Active contour model based on fuzzy C-means and local pre-fitting energy for image segmentation

Active contour models (ACM) have achieved remarkable results in image segmentation. However, existing ACMs have some shortcomings, such as over-dependence on the initial contour, complex parameter adjustments, and difficulty in balancing segmentation accuracy and speed. To further improve the performance of ACM, this paper proposes an active contour model based on fuzzy c-means and local pre-fitting function (FLPF). Firstly, a linear weighted image is defined as a sample for the fuzzy c-means (FCM) clustering algorithm to pre-fit the image intensity. A pre-processing operation is proposed to improve the FCM clustering algorithm and increase the computation speed.
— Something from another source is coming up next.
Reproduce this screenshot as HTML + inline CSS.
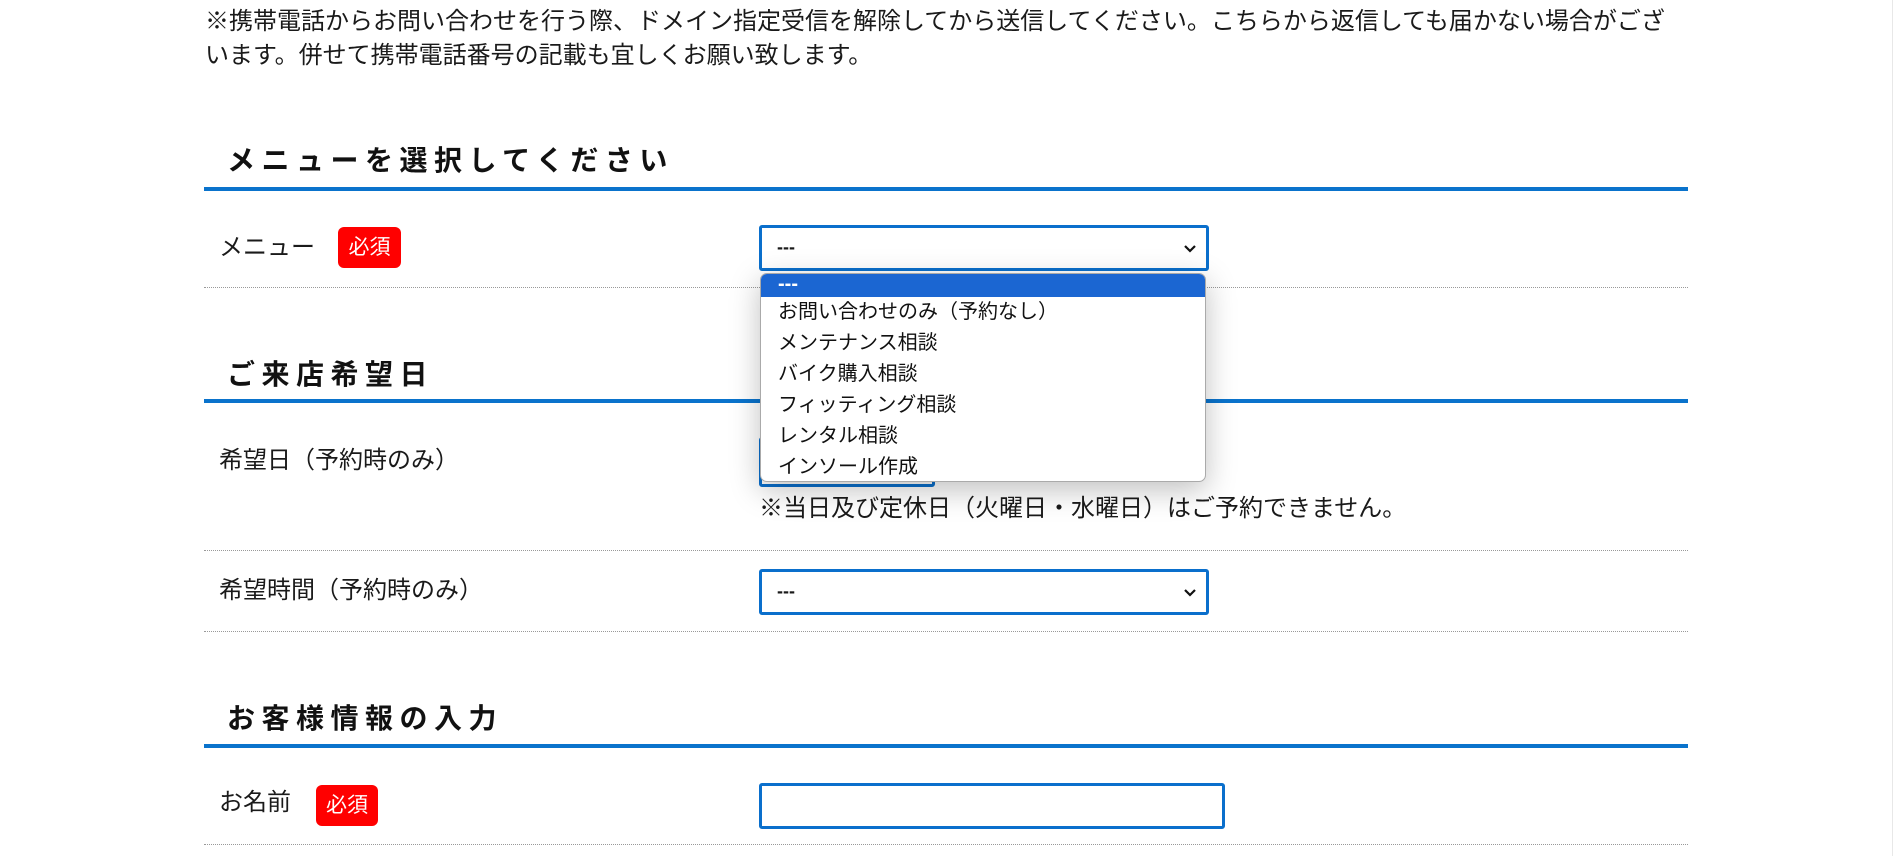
<!DOCTYPE html>
<html><head><meta charset="utf-8"><style>
*{margin:0;padding:0;box-sizing:border-box}
body{width:1896px;height:856px;background:#fff;position:relative;overflow:hidden;font-family:"Liberation Sans","Noto Sans CJK JP",sans-serif;color:#1a1a1a}
.a{position:absolute;white-space:nowrap}
.intro{left:205px;top:5px;width:1462px;font-size:24px;line-height:34px;white-space:normal}
.h{left:227px;font-size:28px;font-weight:bold;letter-spacing:6.5px;color:#111;line-height:34px}
.bl{position:absolute;left:204px;width:1484px;height:4px;background:#0a73cc}
.dl{position:absolute;left:204px;width:1484px;border-top:1px dotted #999}
.lab{font-size:24px;line-height:30px;color:#1a1a1a}
.req{position:absolute;background:#f00;color:#fff;border-radius:6px;font-size:21px;text-align:center;line-height:41px}
.sel{position:absolute;border:3px solid #0a6fcc;border-radius:3px;background:#fff;font-size:18px}
.sel span{position:absolute;left:15px;top:9px;font-weight:bold}
.sel svg{position:absolute;right:9px;top:16px}
.dd{position:absolute;left:760px;top:273px;width:446px;height:209px;background:#fff;border:1px solid #aaa;border-radius:7px;box-shadow:0 8px 30px rgba(0,0,0,.25);overflow:hidden;font-size:20px}
.dd div{height:31px;line-height:31px;padding-left:17px;color:#111}
.dd .hi{background:#1b66d2;color:#fff;height:23px;line-height:20px;font-weight:bold}
</style></head><body>
<div class="a intro">※携帯電話からお問い合わせを行う際、ドメイン指定受信を解除してから送信してください。こちらから返信しても届かない場合がございます。併せて携帯電話番号の記載も宜しくお願い致します。</div>

<div class="a h" style="top:144px">メニューを選択してください</div>
<div class="bl" style="top:187px"></div>
<div class="a lab" style="left:219px;top:233px">メニュー</div>
<div class="req" style="left:338px;top:227px;width:63px;height:41px">必須</div>
<div class="sel" style="left:759px;top:225px;width:450px;height:46px"><span>---</span><svg width="14" height="10" viewBox="0 0 14 10"><path d="M2 2l5 5 5-5" stroke="#111" stroke-width="2.2" fill="none"/></svg></div>
<div class="dl" style="top:287px"></div>

<div class="a h" style="top:358px">ご来店希望日</div>
<div class="bl" style="top:399px"></div>
<div class="a lab" style="left:219px;top:446px">希望日（予約時のみ）</div>
<div class="sel" style="left:759px;top:437px;width:176px;height:50px"></div>
<div class="a lab" style="left:759px;top:494px">※当日及び定休日（火曜日・水曜日）はご予約できません。</div>
<div class="dl" style="top:550px"></div>
<div class="a lab" style="left:219px;top:576px">希望時間（予約時のみ）</div>
<div class="sel" style="left:759px;top:569px;width:450px;height:46px"><span>---</span><svg width="14" height="10" viewBox="0 0 14 10"><path d="M2 2l5 5 5-5" stroke="#111" stroke-width="2.2" fill="none"/></svg></div>
<div class="dl" style="top:631px"></div>

<div class="a h" style="top:702px">お客様情報の入力</div>
<div class="bl" style="top:744px"></div>
<div class="a lab" style="left:219px;top:788px">お名前</div>
<div class="req" style="left:316px;top:785px;width:62px;height:41px">必須</div>
<div class="sel" style="left:759px;top:783px;width:466px;height:46px"></div>
<div class="dl" style="top:844px"></div>

<div class="dd">
<div class="hi">---</div>
<div>お問い合わせのみ（予約なし）</div>
<div>メンテナンス相談</div>
<div>バイク購入相談</div>
<div>フィッティング相談</div>
<div>レンタル相談</div>
<div>インソール作成</div>
</div>
<div style="position:absolute;left:1892px;top:0;width:1px;height:856px;background:#e8e8e8"></div>
</body></html>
Then, second-order differential data-driven terms based on the local pre-fitting energy are designed to guide the curve evolution rapidly and adaptively toward the target boundary. In addition, adaptive regularization functions are constructed to optimize and normalize the data-driven terms and level set functions, which improves the robustness of the proposed model. Finally, an improved parameter tuning framework based on the deep learning algorithm YOLOv5 is proposed for the FLPF model to achieve automated parameter adjustments. Compared to the other six models, our model has advantages in segmentation speed and accuracy, reducing the average segmentation time by 77.5% and improving the average segmentation accuracy by more than 7.6% of 10 images.